Bald eagles do take live prey in summer, but this consists mostly of fish, which are unlikely to be accessible in winter in the Northland. That is why eagles have gained a reputation as carrion eaters in this part of the world, but this is no reason to denigrate them.

American bald eagles can be confused with other large, mostly black birds, such as ravens and golden eagles. The white head is a giveaway, of course, but American bald eagles have a complicated and lengthy adolescence, moving through several plumage phases before the bold and unmistakable plumage of adulthood is reached.

Young-of-the-year eagles are almost completely dark. This could lead to confusion with ravens, or even at a casual glance with crows, but the young eagle is a larger, more robust bird.

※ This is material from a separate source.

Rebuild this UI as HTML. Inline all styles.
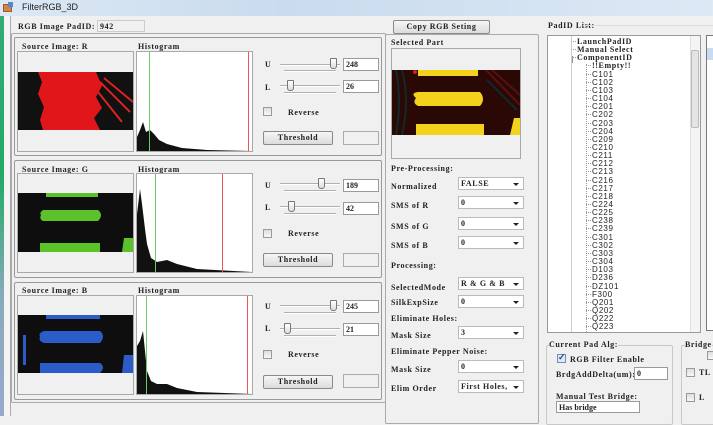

Its wing movements are heavier, and its overall appearance – general impression of size and shape – is likely to suggest a bald eagle almost immediately.

The only species that might be confused with the bald eagle is the golden eagle, not an especially close relative, but a large, dark bird with a powerful flight pattern. Golden eagles are less likely to be found on roadkill – they are largely live hunters – and they are uniformly dark from fledging through adulthood. Golden in their name refers to an area on the back of the neck that sometimes appears golden. Golden eagles might be a little larger than the American bald eagle, but size is never a reliable field mark.

Of course, these details do not suggest that the American bald eagle should be the bird of Christmas week. It is the eagles’ serendipitous occurrence along a rural road that brings that status here this week.

As for snowy owls, I’m still skunked for this season.